Donald Rumsfeld Nomadic Politics
Years later a report by the Senate foreign relations committee would point the finger of blame at Secretary of Defense Donald Rumsfeld, stating that as a result of allowing the al-Qaeda leader to flee from his Tora Bora stronghold into Pakistan, Americans were left more vulnerable to terrorism, and the foundations were laid for today's protracted Afghan insurgency. 

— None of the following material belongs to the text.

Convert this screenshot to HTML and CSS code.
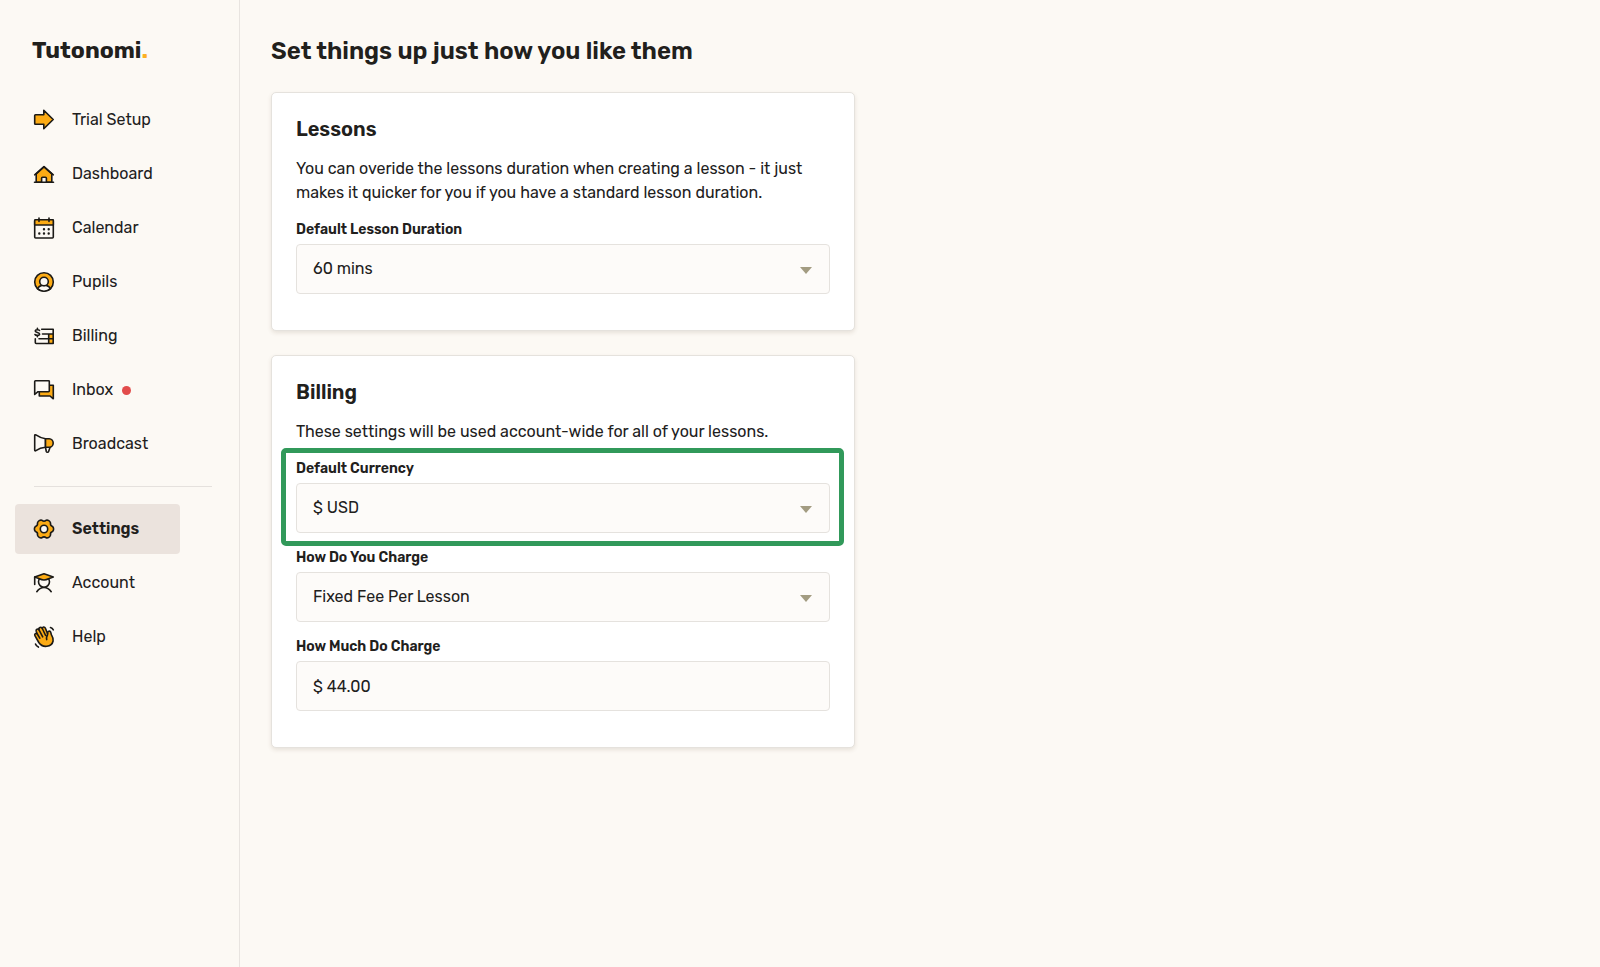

Although the administration was noticeably unwilling to discuss the details of the operations (and reasons for its failure) the Senate committee, after looking at the available evidence,correctly understood that there was no question that bin Laden and around 1,500 of his al-Qaida fighters and bodyguards in Tora Bora and had managed to escape. The report concludes:
"Osama bin Laden's demise would not have erased the worldwide threat from extremists," it concludes. "But the failure to kill or capture him has allowed Bin Laden to exert a malign influence over events in the region."
Back to the timeline.

On January 18 2002, to the Republican National Committee winter meeting, Karl Rove announced, "We can go to the country on this issue because they trust the Republican party to do a better job of protecting and strengthening America's military might and thereby protecting the America."

With this statement he implied that the war on terrorism - whether genuine or imagined- would always work to the advantage of the Republicans. By that time, the matter of finding bin Laden was taking a backseat to different part of the Bush agenda. 

In any event, as we shall see in the second part of this post, bin Laden was much more useful as a free but essentially ineffectual terrorist leader.
And following the failure at Tora Bora, President Bush seemed to have lost his ambition to find and bring bin Laden to justice. It simply was no longer a top priority for him. Less than six months after the attack on the Twin Towers and the Pentagon, the man that was considered the nation's enemy was suddenly not that important.